La cautela di Berlusconi per avere garanzie sul Colle
L’idea di non rompere il Patto e incidere nella partita del Quirinale
Nessuna reazione sopra le righe, perché il patto del Nazareno — come predica pubblicamente Berlusconi — è «ancora valido». E perché la linea della cautela, dopo la battaglia verbale del weekend che è servita a ridare un po’ di fiato a un centrodestra troppo afono, è quella che serve nel momento in cui la grande corsa verso il Quirinale è ancora ferma ai blocchi di partenza. Nessuna voglia di rottura, insomma, da parte di Berlusconi: «Dopo essere stati appiccicati a Renzi per mesi, con quello che ci è costato, che senso avrebbe far saltare tutto proprio quando si può incassare qualcosa sul capo dello Stato?», fanno capire l’aria i suoi fedelissimi.
Così, in Forza Italia, le parole di Matteo Renzi e l’avvertimento di Napolitano che non si dimetterà prima della fine del semestre italiano, suscitano un’alzata di spalle. «Il premier vuole l’approvazione delle riforme e della legge elettorale in tempi brevissimi? Ma i tempi non sono predeterminati da noi, sono gli eventi a dettarli...», spiega con calma olimpica Paolo Romani.
Il presidente dei senatori azzurri nega che nel suo partito si stia preparando una battaglia ostruzionistica perché la legge elettorale slitti a dopo l’elezione del capo dello Stato. Ma ragiona su tempi «complicati»: «Fino al 10 dicembre si possono presentare gli emendamenti, poi bisognerà discuterli prima di votarli, tenendo conto che ci sono punti sui quali non siamo d’accordo. E non solo noi, ma nella maggioranza in tanti sembrano aver molto di che approfondire... E comunque, dopo il Senato l’Italicum dovrà tornare alla Camera, quindi quando si approverà l’Italicum è ancora da vedere».

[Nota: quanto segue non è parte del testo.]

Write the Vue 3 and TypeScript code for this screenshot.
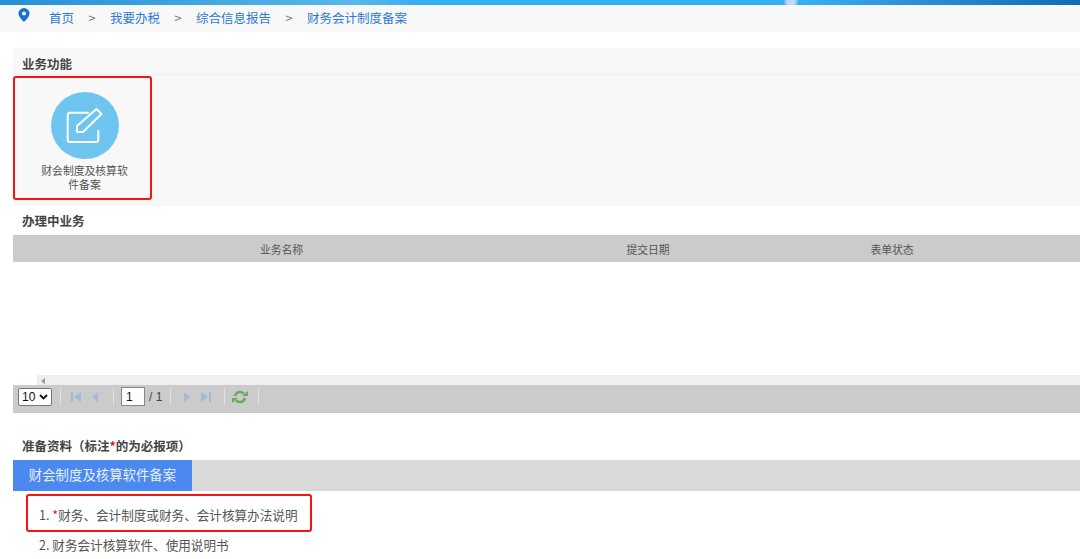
<script setup lang="ts">
const columns = [
  { label: '业务名称', width: '537px' },
  { label: '提交日期', width: '196px' },
  { label: '表单状态', width: '292px' },
]
</script>

<template>
  <div class="page">
    <div class="topbar"></div>
    <nav class="crumbs">
      <svg class="pin" width="12" height="14" viewBox="0 0 12 14">
        <path fill-rule="evenodd" fill="#1a6fd0" d="M6 0a5.6 5.6 0 0 1 5.6 5.6C11.600 9 6 14 6 14S.4 9 .4 5.600A5.600 5.600 0 0 1 6 0zm0 3.600a2 2 0 1 0 0 4 2 2 0 0 0 0-4z" />
      </svg>
      <a>首页</a><i>&gt;</i><a>我要办税</a><i>&gt;</i><a>综合信息报告</a><i>&gt;</i><a>财务会计制度备案</a>
    </nav>
    <main class="content">
      <section class="func">
        <h3 class="func-title">业务功能</h3>
        <div class="func-body">
          <div class="func-card">
            <div class="circle">
              <svg width="40" height="40" viewBox="0 0 40 40" fill="none" stroke="#fff" stroke-width="2" stroke-linejoin="round" stroke-linecap="round">
                <path d="M23 6.700H5A2.300 2.300 0 0 0 2.700 9V33.700A2.300 2.300 0 0 0 5 36H31A2.300 2.300 0 0 0 33.300 33.700V25" />
                <path d="M31.500 3L36.500 8L18 26H12V20Z" />
              </svg>
            </div>
            <div class="func-label">财会制度及核算软件备案</div>
          </div>
        </div>
      </section>
      <h3 class="sec-title">办理中业务</h3>
      <div class="thead">
        <span v-for="c in columns" :key="c.label" :style="{ width: c.width }">{{ c.label }}</span>
      </div>
      <div class="tbody"></div>
      <div class="scroll"><span class="arrow"></span></div>
      <div class="pager">
        <div class="size">
          <span>10</span>
          <svg width="9" height="6" viewBox="0 0 9 6" fill="none" stroke="#111" stroke-width="1.800"><path d="M1 1l3.500 3.500L8 1" /></svg>
        </div>
        <span class="sep s1"></span>
        <svg class="first" width="12" height="12" viewBox="0 0 12 12" fill="#a4bbd8"><rect x="1" y="1" width="2" height="10" /><path d="M11 1v10L4 6z" /></svg>
        <svg class="prev" width="12" height="12" viewBox="0 0 12 12" fill="#a4bbd8"><path d="M9 1v10L3 6z" /></svg>
        <span class="sep s2"></span>
        <input class="num" value="1" />
        <span class="total">/ 1</span>
        <span class="sep s3"></span>
        <svg class="next" width="12" height="12" viewBox="0 0 12 12" fill="#a4bbd8"><path d="M3 1v10l6-5z" /></svg>
        <svg class="last" width="12" height="12" viewBox="0 0 12 12" fill="#a4bbd8"><rect x="9" y="1" width="2" height="10" /><path d="M1 1v10l7-5z" /></svg>
        <span class="sep s2"></span>
        <svg class="refresh" width="16" height="14" viewBox="0 0 16 14" fill="none" stroke="#6aa866" stroke-width="2.600">
          <path d="M3 6C4 3 6 2 8 2c2 0 3 .6 4 1.600" />
          <path d="M13 8c-1 3-3 4-5 4-2 0-3-.6-4-1.600" />
          <path fill="#6aa866" stroke="none" d="M10 6h6V1zM6 8H0v5z" />
        </svg>
        <span class="sep s4"></span>
      </div>
      <h3 class="prep">准备资料（标注<em>*</em>的为必报项）</h3>
      <div class="tabs"><div class="tab">财会制度及核算软件备案</div></div>
      <ol class="docs">
        <li>1. <em>*</em>财务、会计制度或财务、会计核算办法说明</li>
        <li>2. 财务会计核算软件、使用说明书</li>
      </ol>
    </main>
    <div class="mark mark-a"></div>
    <div class="mark mark-b"></div>
  </div>
</template>

<style>
html, body { margin: 0; background: #fff; overflow: hidden; }
</style>

<style scoped>
.page {
  position: relative;
  width: 1080px;
  height: 559px;
  overflow: hidden;
  font-family: "Noto Sans CJK SC", "Liberation Sans", sans-serif;
  font-size: 12px;
  color: #555;
}
.topbar {
  height: 5px;
  background:
    radial-gradient(circle at 791px 1px, #b8dcf5 0, #b8dcf5 4px, transparent 8px),
    linear-gradient(90deg, #2490d6 0%, #58b8e8 33%, #36aef2 39%, #36aef2 75%, #2f90d8 84%, #0f6cb4 100%);
}
.crumbs {
  height: 27px;
  background: #f8f8f8;
  display: flex;
  align-items: center;
  padding: 0 0 2px 49px;
  box-sizing: border-box;
  position: relative;
  font-size: 12.500px;
}
.pin { position: absolute; left: 18px; top: 3px; }
.crumbs a { color: #2b78d8; }
.crumbs i { font-style: normal; color: #777; width: 8px; margin: 0 14px; text-align: center; }
.content { padding: 16px 0 0 13px; }
h3 { margin: 0; font-size: 12.500px; font-weight: 700; color: #444; }
.func { background: #f8f8f8; height: 158px; }
.func-title {
  height: 26px;
  line-height: 32px;
  padding-left: 9px;
  border-bottom: 1px solid #f0f0f0;
}
.func-card { width: 143px; padding-top: 17px; text-align: center; }
.circle {
  width: 68px;
  height: 67px;
  border-radius: 50%;
  margin: 0 auto;
  background: #6ec6f0;
  display: flex;
  align-items: center;
  justify-content: center;
}
.func-label {
  width: 90px;
  margin: 4px auto 0;
  font-size: 10.800px;
  line-height: 14px;
  color: #555;
}
.sec-title { height: 29px; line-height: 30px; padding-left: 9px; }
.thead {
  height: 27px;
  background: #cbcbcb;
  display: flex;
  align-items: center;
  font-size: 10.800px;
  color: #555;
}
.thead span { text-align: center; }
.tbody { height: 113px; }
.scroll { height: 10px; background: #efefef; margin-left: 24px; position: relative; }
.arrow {
  position: absolute;
  left: 4px;
  top: 3px;
  border: 3px solid transparent;
  border-right: 4px solid #999;
  border-left: 0;
}
.pager {
  height: 28px;
  background: #cbcbcb;
  display: flex;
  align-items: center;
  padding: 0 0 5px 5px;
  box-sizing: border-box;
}
.size {
  width: 34px;
  height: 18px;
  box-sizing: border-box;
  padding: 0 3px 0 3px;
  display: flex;
  align-items: center;
  justify-content: space-between;
  font: 12px "Liberation Sans", sans-serif;
  background: #fff;
  border: 1px solid #777;
  border-radius: 2px;
  color: #111;
}
.sep { width: 1px; height: 17px; background: #d6e4f5; }
.s1 { margin-left: 8px; }
.first { margin-left: 9px; }
.prev { margin-left: 7px; }
.s2 { margin-left: 12px; }
.num {
  width: 24px;
  height: 19px;
  box-sizing: border-box;
  padding: 0 0 0 4px;
  margin-left: 7px;
  border: 1px solid #888;
  background: #fff;
  font: 12px "Liberation Sans", sans-serif;
  color: #111;
}
.total { font: 12px "Liberation Sans", sans-serif; color: #444; margin-left: 4px; width: 14px; white-space: nowrap; }
.s3 { margin-left: 7px; }
.next { margin-left: 10px; }
.last { margin-left: 7px; }
.refresh { margin-left: 7px; }
.s4 { margin-left: 10px; }
.prep { height: 47px; line-height: 12px; padding: 27px 0 0 9px; box-sizing: border-box; }
.prep em, .docs em { color: #e02020; font-style: normal; }
.tabs { height: 31px; background: #d9d9d9; }
.tab {
  width: 179px;
  height: 31px;
  line-height: 29px;
  text-align: center;
  background: #4b88ef;
  color: #e8f0fd;
  font-size: 13.400px;
}
.docs { list-style: none; margin: 0; padding: 14px 0 0 26px; font-size: 12.600px; color: #555; }
.docs li { height: 30px; line-height: 20px; }
.mark {
  position: absolute;
  box-sizing: border-box;
  border: 2.500px solid #f5140f;
  border-radius: 3px;
}
.mark-a { left: 13px; top: 76px; width: 139px; height: 124px; }
.mark-b { left: 26px; top: 494px; width: 286px; height: 38px; }
</style>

In ogni caso, tranquillizza Giovanni Toti «non è un problema: se ci saranno i tempi per votare le riforme prima delle dimissioni di Napolitano, lo faremo, altrimenti le vareremo dopo. Noi non facciamo melina, non vogliamo venire meno ai patti, anche se manteniamo il nostro no sui punti che abbiamo indicato», premio di lista e soglie. D’altronde, è troppo importante per Berlusconi ottenere un presidente «di garanzia» che — raccontano i suoi — lo tuteli soprattutto sul piano della sua agibilità politica. Proprio per questo, Renato Brunetta cerca di ampliare il discorso, giustificando non tanto la necessità di prendere tempo per avere delle assicurazioni di fatto, quanto il bisogno di patti chiari e precisi: «La riforma deve avere una sua coerenza interna, non si può votare la legge elettorale prima che il Senato sia riformato, per questo Berlusconi dice che non serve la fretta. E, da un punto di vista politico, è doveroso pretendere un capo dello Stato condiviso, e tanto più lo è se si vogliono riforme condivise. Ci sembra così evidente...».
Insomma, a Berlusconi servono garanzie prima di dare il suo via libera alle riforme, ma oggi non sono prevedibili strappi. La situazione è troppo delicata per chiudersi le strade possibili, e il rischio di un’accelerazione elettorale di Renzi è considerato concreto in FI, da Berlusconi che riscopre toni da campagna elettorale come da Raffaele Fitto, che frena sui tempi di approvazione dell’Italicum e definisce «sospetta» la fretta sulla legge elettorale, visto che gli italiani «non mangiano pane e Italicum».